Fri Mar 2 19:37:27 UTC 2012

In recent weeks, it has become clear to me that juju needs to take
a different approach to the way it deploys itself. Several of us
have started running juju for real services, and so have long lived
environments, and it has exposed some problems.

Currently, there are three methods that juju uses to install juju
onto machines that it provisions. These are all controlled by the
environments.yaml option 'juju-origin'. They are:

distro: This basically just adds juju to the list of packages to install
        on first boot.

ppa: this is like distro, but also makes sure the juju ppa (ppa:juju/pkgs)
     is enabled first.

branch: This takes a bzr branch url and extracts it, then installs juju
        in a "developer" mode.

Ironically, the most stable option is branch. This is because one can
branch juju at the version they want to use for repeated deployments,
and use that one, and not have to worry about incompatible updates to
the PPA or their client.

If one chooses distro, then this scenario is problematic:

* Client is on oneiric - juju r398
* default-series is precise juju r457
* juju bootstrap is running r398 of juju, and tries to start the agents
  in an incompatible way. But because juju-origin: distro was used, r457
  is installed on the bootstrap node. FAIL.

The reverse can happen too. If the client is precise, and the default
series is oneiric, then r457 will be used to provision the first node,
but then r398 will be installed on all successive nodes.

If one chooses PPA, this scenario happens:

* today - bootstrap with r467
* today - deploy with r467
* tomorrow - juju is updated with a new ZOOKEEPER schema change
* next day - add-unit with new version of juju has potential unintended consequences.

I know that in the past backward incompatible changes have been waved
off as rare, but at this point, we need a *plan* for handling them.

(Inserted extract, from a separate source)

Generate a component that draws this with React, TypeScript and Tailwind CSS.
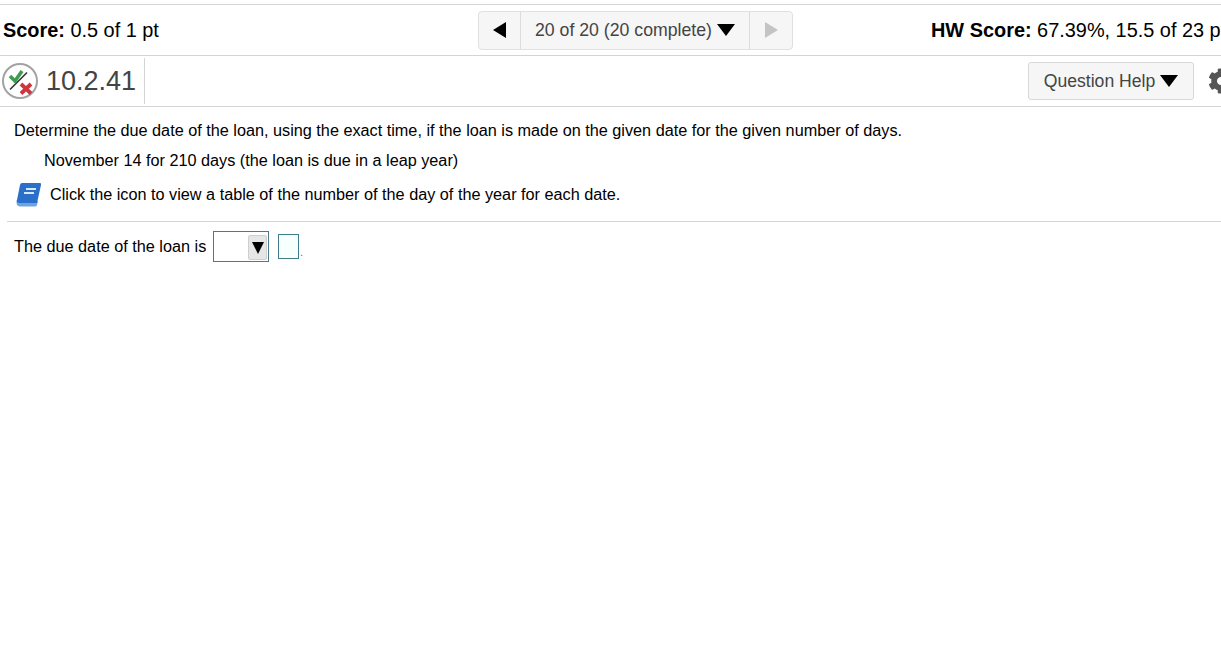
import React from 'react';
import { FaCog } from 'react-icons/fa';

const Triangle = ({ dir, className }: { dir: 'left' | 'right' | 'down'; className: string }) => {
  const points = dir === 'left' ? '13,0 13,16 0,8' : dir === 'right' ? '0,0 13,8 0,16' : '0,0 18,0 9,12';
  const size = dir === 'down' ? 'w-[18px] h-[12px]' : 'w-[13px] h-[16px]';
  return (
    <svg viewBox={dir === 'down' ? '0 0 18 12' : '0 0 13 16'} preserveAspectRatio="none" className={`shrink-0 ${size} ${className}`}>
      <polygon points={points} fill="currentColor" />
    </svg>
  );
};

const StatusIcon = () => (
  <svg viewBox="0 0 36 36" className="w-[36px] h-[36px] shrink-0">
    <circle cx="18" cy="18" r="17" fill="#fff" stroke="#a3a3a3" strokeWidth="2" />
    <line x1="8" y1="26.5" x2="25" y2="9.5" stroke="#333" strokeWidth="1.6" />
    <path d="M8 13 L13 18 L20 8" fill="none" stroke="#3f9b4f" strokeWidth="3.6" />
    <path d="M19 21 L29 30.5 M29 21 L19 30.5" fill="none" stroke="#d0343c" strokeWidth="3.8" />
  </svg>
);

const BookIcon = () => (
  <svg viewBox="0 0 28 28" className="w-[28px] h-[28px] shrink-0">
    <path d="M2.5 20 Q2 26.5 6 26.5 H21 Q22.5 26.5 23 25 L24 21 H5 Z" fill="#6fa3e0" />
    <path d="M8 3 H26 Q27.5 3 27 5 L23 23 H5.5 Q2.5 23 3 20 L6 5 Q6.5 3 8 3 Z" fill="#2a6fc9" />
    <path d="M12 9 H22 M10 13 H20" stroke="#d8e8fa" strokeWidth="2" />
  </svg>
);

export default function App() {
  return (
    <div className="w-[1221px] h-[662px] overflow-hidden bg-white pt-[4px] font-['Liberation_Sans',Arial,sans-serif] text-black">
      <div className="h-[52px] flex items-center border-y border-[#d4d4d4] whitespace-nowrap">
        <div className="w-[478px] shrink-0 pl-[3px] pt-[1px] text-[19.9px]">
          <b>Score:</b> 0.5 of 1 pt
        </div>
        <div className="w-[315px] shrink-0 h-[39px] flex rounded-[4px] border border-[#e0e0e0] bg-[#f6f6f6] text-[#444] text-[17.7px]">
          <div className="w-[42px] flex items-center justify-center border-r border-[#dcdcdc]">
            <Triangle dir="left" className="text-black" />
          </div>
          <div className="w-[229px] flex items-center justify-center gap-[5px] border-r border-[#dcdcdc]">
            <span>20 of 20 (20 complete)</span>
            <Triangle dir="down" className="text-black" />
          </div>
          <div className="flex-1 flex items-center justify-center">
            <Triangle dir="right" className="text-[#c4c4c4]" />
          </div>
        </div>
        <div className="ml-[138px] shrink-0 pt-[1px] text-[19.9px]">
          <b>HW Score:</b> 67.39%, 15.5 of 23 pts
        </div>
      </div>

      <div className="h-[51px] flex items-center border-b border-[#d4d4d4] whitespace-nowrap">
        <div className="w-[145px] shrink-0 h-[46px] flex items-center pl-[2px] border-r border-[#d4d4d4]">
          <StatusIcon />
          <span className="ml-[8px] text-[27px] text-[#444]">10.2.41</span>
        </div>
        <div className="ml-[883px] shrink-0 w-[166px] h-[38px] flex items-center justify-center gap-[5px] rounded-[3px] border border-[#d8d8d8] bg-[#f6f6f6] text-[17.6px] text-[#444]">
          <span>Question Help</span>
          <Triangle dir="down" className="text-black" />
        </div>
        <FaCog className="ml-[14px] shrink-0 text-[#555] w-[26px] h-[26px]" />
      </div>

      <div className="pl-[7px] text-[16.24px] leading-[18px]">
        <p className="pl-[7px] pt-[14px]">
          Determine the due date of the loan, using the exact time, if the loan is made on the given date for the given number of days.
        </p>
        <p className="pl-[37px] pt-[12px]">November 14 for 210 days (the loan is due in a leap year)</p>
        <div className="flex items-center pl-[7px] pt-[9px] pb-[11px] h-[53px] border-b border-[#d4d4d4]">
          <BookIcon />
          <span className="ml-[8px]">Click the icon to view a table of the number of the day of the year for each date.</span>
        </div>
        <div className="flex items-center pl-[7px] pt-[9px]">
          <span className="mb-[2px]">The due date of the loan is</span>
          <div className="ml-[7px] w-[56px] h-[31px] flex justify-end items-start border border-[#4a7a8c] bg-white pt-[3px] pr-px">
            <div className="w-[19px] h-[25px] flex items-center justify-center bg-[#e6e6e6] border border-[#cfcfcf] rounded-[2px]">
              <Triangle dir="down" className="text-black !w-[12px] !h-[12px]" />
            </div>
          </div>
          <div className="ml-[9px] w-[21px] h-[25px] border border-[#3e7d8a] bg-[#f7ffff]" />
          <span className="ml-[1px] text-[#666] text-[10px] self-end">.</span>
        </div>
      </div>
    </div>
  );
}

It
has happened a few times in the last year, so it seems a regular if not
intended part of life for the development of juju. To try any harder
than we already do to stop them is to stifle juju's development.

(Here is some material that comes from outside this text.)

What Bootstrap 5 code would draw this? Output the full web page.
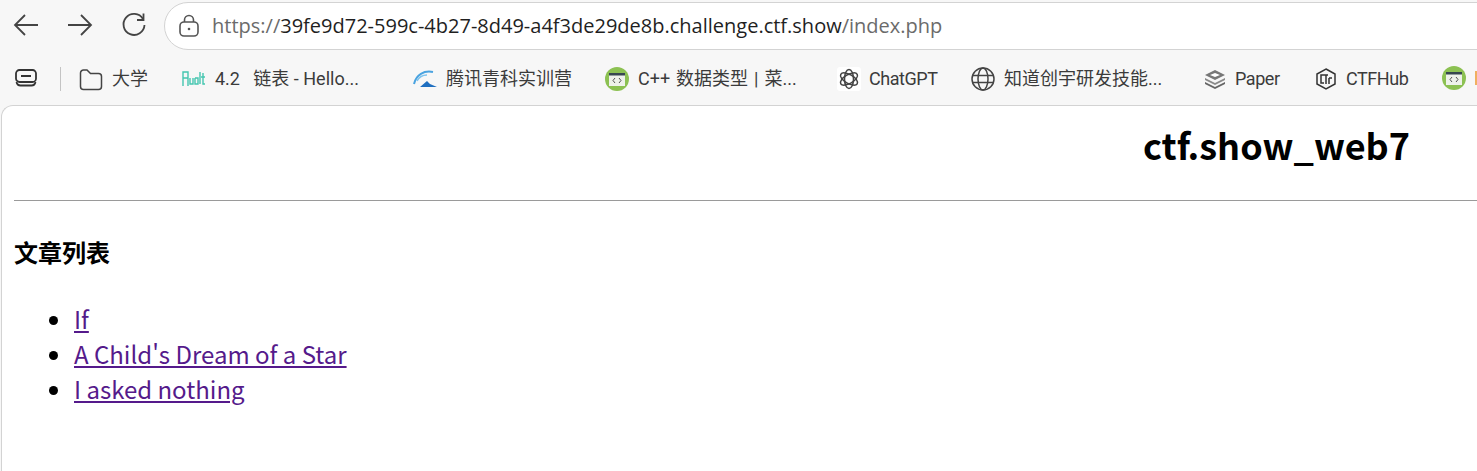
<!DOCTYPE html>
<html lang="zh">
<head>
    <meta charset="UTF-8">
    <meta name="viewport" content="width=device-width, initial-scale=1.0">
    <title>ctf.show_web7</title>
    <link href="https://cdn.jsdelivr.net/npm/bootstrap@5.3.0/dist/css/bootstrap.min.css" rel="stylesheet">
    <style>
        html, body { height: 100%; overflow: hidden; }
        body { background: #f7f7f7; font-family: "Open Sans", "Noto Sans CJK SC", sans-serif; }
        .top-bar { height: 50px; padding-left: 12px; }
        .nav-ico { width: 28px; height: 28px; margin-right: 26px; flex: none; }
        .addr-box { height: 48px; margin: 1px -40px 0 -1px; padding-left: 13px; flex: 1; background: #fff; border: 1px solid #d3d3d3; border-radius: 24px; font-size: 20px; color: #1f1f1f; white-space: nowrap; }
        .addr-dim { color: #6b6b6b; }
        .mark-bar { height: 55px; font-size: 18px; color: #3b3b3b; white-space: nowrap; padding-bottom: 6px; font-family: Roboto, "Noto Sans CJK SC", sans-serif; }
        .mark-item { position: absolute; top: 66px; display: flex; align-items: center; gap: 9px; line-height: 26px; }
        .mark-item svg { width: 24px; height: 24px; flex: none; }
        .mark-tight { letter-spacing: -.45px; gap: 8px; }
        .mark-wide { word-spacing: 1.5px; }
        .mark-sep { position: absolute; left: 60px; top: 67px; width: 1px; height: 24px; background: #c4c4c4; }
        .mark-sliver { width: 2px; height: 14px; background: #f0b060; }
        .page-sheet { height: 366px; background: #fff; border: 1px solid #d3d3d3; border-width: 1px 0 0 1px; border-top-left-radius: 12px; margin-left: 1px; color: #000; font-family: "Noto Sans CJK SC", sans-serif; padding: 0 0 0 12px; }
        .site-title { font-size: 36px; font-weight: 700; line-height: 52px; margin: 12px 67px 0 0; text-align: right; }
        .site-rule { margin: 30px 0 0; border: 0; border-top: 1px solid #9a9a9a; opacity: 1; }
        .list-title { font-size: 24px; font-weight: 700; line-height: 35px; margin: 33px 0 0; }
        .post-list { margin: 32px 0 0; padding-left: 60px; font-size: 24px; line-height: 35px; }
        .post-list a { color: #551a8b; }
    </style>
</head>
<body>
    <!-- browser toolbar -->
    <div class="top-bar d-flex align-items-center">
        <svg class="nav-ico" viewBox="0 0 28 28" fill="none" stroke="#444" stroke-width="1.8"><path d="M26 14H3M13 4L3 14l10 10"/></svg>
        <svg class="nav-ico" viewBox="0 0 28 28" fill="none" stroke="#444" stroke-width="1.8"><path d="M2 14h23M15 4l10 10-10 10"/></svg>
        <svg class="nav-ico" viewBox="0 0 28 28" fill="none" stroke="#444" stroke-width="1.8" style="margin-right:17px"><path d="M23 8a10.500 10.500 0 1 0 1.500 6"/><path d="M23.500 2.500V9H17"/></svg>
        <div class="addr-box d-flex align-items-center">
            <svg width="22" height="24" viewBox="0 0 22 24" fill="none" stroke="#555" stroke-width="1.6" class="me-2"><rect x="2" y="8" width="18" height="14" rx="4"/><path d="M6.500 8V6a4.500 4.500 0 0 1 9 0v2"/><circle cx="11" cy="15" r="1.300" fill="#555" stroke="none"/></svg>
            <span class="ms-1"><span class="addr-dim">https://</span>39fe9d72-599c-4b27-8d49-a4f3de29de8b.challenge.ctf.show<span class="addr-dim">/index.php</span></span>
        </div>
    </div>

    <!-- bookmarks -->
    <div class="mark-bar">
        <div class="mark-item" style="left:14px"><svg viewBox="0 0 24 24" fill="none" stroke="#333" stroke-width="1.800"><rect x="2" y="4" width="20" height="12" rx="3.500"/><path d="M7 10h10" stroke-width="2"/><path d="M2.500 16c.5 2.500 2 3.500 4 3.500h11c2 0 3.500-1 4-3.500"/></svg></div>
        <div class="mark-sep"></div>
        <div class="mark-item" style="left:79px"><svg viewBox="0 0 24 24" fill="none" stroke="#444" stroke-width="1.500"><path d="M1.500 6a3 3 0 0 1 3-3h3.500l3.500 3.500h8a3 3 0 0 1 3 3v10a3 3 0 0 1-3 3h-15a3 3 0 0 1-3-3z"/></svg>大学</div>
        <div class="mark-item" style="left:182px"><svg viewBox="0 0 24 24" fill="none" stroke="#45c6b0" stroke-width="1.400"><path d="M1 19V5h5v14M1 11h5M8 11v6h3v-6M13 11v6h3v-6h-3M18 5v12M21 6v11h2M19 10h4"/></svg>4.2 &nbsp; 链表 - Hello...</div>
        <div class="mark-item" style="left:413px"><svg viewBox="0 0 24 24" fill="none"><path d="M1 17C3 8 11 3 20 5" stroke="#4aa3e0" stroke-width="2"/><path d="M4 14C6 10 10 8 14 8" stroke="#7fc4ee" stroke-width="1.500"/><path d="M7 20l7-6 3 3 7 3z" fill="#1f6fc0"/></svg>腾讯青科实训营</div>
        <div class="mark-item mark-wide" style="left:605px"><svg viewBox="0 0 24 24"><circle cx="12" cy="12" r="12" fill="#8cc152"/><rect x="4" y="6" width="16" height="13" fill="#eef2ea"/><rect x="4" y="6" width="16" height="2.500" fill="#37474f"/><path d="M10 11l-2 2.500 2 2.500M14 11l2 2.500-2 2.500" fill="none" stroke="#555"/></svg>C++ 数据类型 | 菜...</div>
        <div class="mark-item mark-tight" style="left:837px"><svg viewBox="0 0 24 24"><rect width="24" height="24" rx="3" fill="#fff"/><g fill="none" stroke="#444" stroke-width="1.500"><ellipse cx="12" cy="12" rx="4.500" ry="9.500"/><ellipse cx="12" cy="12" rx="4.500" ry="9.500" transform="rotate(60 12 12)"/><ellipse cx="12" cy="12" rx="4.500" ry="9.500" transform="rotate(120 12 12)"/></g></svg>ChatGPT</div>
        <div class="mark-item" style="left:971px"><svg viewBox="0 0 24 24" fill="none" stroke="#444" stroke-width="1.500"><circle cx="12" cy="12" r="11"/><ellipse cx="12" cy="12" rx="5" ry="11"/><path d="M1.500 8.500h21M1.500 15.500h21"/></svg>知道创宇研发技能...</div>
        <div class="mark-item mark-tight" style="left:1203px"><svg viewBox="0 0 24 24"><path d="M12 3l10 5-10 5-10-5z" fill="#777"/><path d="M2 11l10 5 10-5v2l-10 5-10-5z" fill="#8a8a8a"/><path d="M2 15l10 5 10-5v2l-10 5-10-5z" fill="#666"/><path d="M7 8l5-2 5 2-5 2z" fill="#fff"/></svg>Paper</div>
        <div class="mark-item mark-tight" style="left:1314px"><svg viewBox="0 0 24 24" fill="none" stroke="#333" stroke-width="1.500"><path d="M12 2l9 5v10l-9 5-9-5V7z"/><path d="M11 8H7v8h3M9 8h5M12 8v9M15 11h3M15 11v6"/></svg>CTFHub</div>
        <div class="mark-item" style="left:1442px"><svg viewBox="0 0 24 24"><circle cx="12" cy="12" r="12" fill="#8cc152"/><rect x="4" y="6" width="16" height="13" fill="#eef2ea"/><rect x="4" y="6" width="16" height="2.500" fill="#37474f"/><path d="M10 11l-2 2.500 2 2.500M14 11l2 2.500-2 2.500" fill="none" stroke="#555"/></svg><span class="mark-sliver"></span></div>
    </div>

    <!-- page content -->
    <div class="page-sheet">
        <h1 class="site-title">ctf.show_web7</h1>
        <hr class="site-rule">
        <h3 class="list-title">文章列表</h3>
        <ul class="post-list">
            <li><a href="#">If</a></li>
            <li><a href="#">A Child's Dream of a Star</a></li>
            <li><a href="#">I asked nothing</a></li>
        </ul>
    </div>

    <script src="https://cdn.jsdelivr.net/npm/bootstrap@5.3.0/dist/js/bootstrap.bundle.min.js"></script>
</body>
</html>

Also the moving target that one gets from ppa is really undesirable. The
distro target is also completely erratic because it deploys old and new
releases of juju into the same environment, so that is going to end in
failure as more release of Ubuntu come along with juju support and the
versions that are available diverge more and more.

So, here's my suggestion:

* Bootstrap stores a juju binary: This may have to be fixed when juju
  is no longer Architecture: all, but for now, this should work fine.
  For all of the origins, instead of inserting instructions on where
  to fetch the binary based on the origin, we fetch the binary then
  and there and store it in file storage just like we would a charm on
  deploy. The provisioning step then needs to have a file storage url
  to fetch the binary from and instructions how to install it, which
  should be just as straight forward as the current methods.

* A new sub-command, update-environment, is used to insert new versions
  of this binary into the environment. It would not do anything to the
  nodes. Provisioning agents would be left alone, so this new version
  would not roll out until machine 0 was upgraded. Update is used to
  match the apt paradigm that you're just updating the available version,
  not actually upgrading it.

* New sub-command upgrade-machine used to roll out new versions of juju
  to the components of the environment. Perhaps allow a '--all' flag to
  do mass upgrades when the admin is comfortable with that.

This would also solve this bug:

https://bugs.launchpad.net/juju/+bug/926550

Because you'd be able to control what version of juju is used for each
component, allowing verification of updates.

Comments? Should this be proposed as an official spec?